Socialists fight for immediate reforms to provide some relief to people suffering from housing stress and to address the root causes of the crisis.

We call for:

-Housing to be provided to all as a basic human right -A massive public works program to build thousands of new state homes to wipe out the waiting lists and create much needed construction jobs -Tax reform that will eliminate the ability of speculators to make profits out of housing -The introduction of strict regulation for rental properties that requires all housing to meet standards on liveability, mobility, health and safety – A cap on private rents to limit landlords profiteering

A lasting solution

The commodification of housing is a perversity. We should not have a situation where some profit and others struggle to find a decent affordable place to live. The only way to change this once and for all is to change the profit driven system that creates this scenario. A socialist system based on public ownership, democratic control and sustainable planning would prioritise people’s needs and ensure that the basics of life, like a roof over your head, were provided to all.


  1. land tax, capital tax, lending restrictions, deregulation of building controls, free market in building materials and government building program.

    Current economic policy around the world mandates central banks must achieve 2% inflation this inflation is created by debt creation and asset inflation not wage growth.

    What may work is a decrease in money printing to inflate assets by banks e.g lending for housing offset partially by government money printing to build housing and transport as governments have lower borrowing cost.

    The central bank should manage inflation at 0 to 1% so borrowing cost would be high and there would be a cost to the government for spending to much on waste so their focus would be on real assets to the economy.

    The high interest would attract and reward savers and any investment would be seen in light of real returns not capital growth funded by more ponzi lending.
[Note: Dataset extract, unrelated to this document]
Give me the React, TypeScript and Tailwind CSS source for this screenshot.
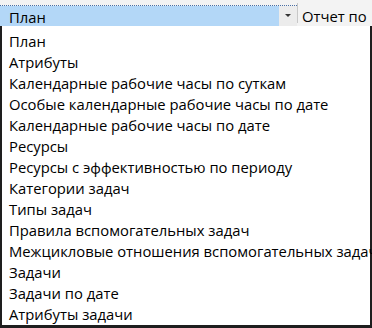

    Having excessive land controls just benefits people with land assets who hold them and reap large gains. the cost of land should be low and the business built on the land should be what increases the value.

    finally the reason housing has been commodified is the need for endless growth. banks need to grow and investors need growth all to beat the 2% inflation.

    I started off writing this about housing but I got side tracked

    Limits to economic growth and lifestyle possibly occurred in the 1970s and since then outward growth slowed so this turned inward like a body devouring it’s self in starvation. productivity is up but wage growth goes down. Debt was increased as a means of production so people were encouraged to borrow to fund lifestyles to the benefit of banks who have few lending options in the current world but to help bid up assets and taking their cut.

    It is highly likely we have overshot our actual ability to support ourselves especially with the global economy allowing wage arbitrage, interest arbitrage and currency manipulation but no debt reduction.

    This is why a gold standard would be of some use as interest rates would not be set by central banks but actual banks and the flow of money would rely on actual wealth not debt which is future wealth consumed today.

    The housing crisis is just a symptom of a structural problem which will eventually play out overtime at great cost to most people involved.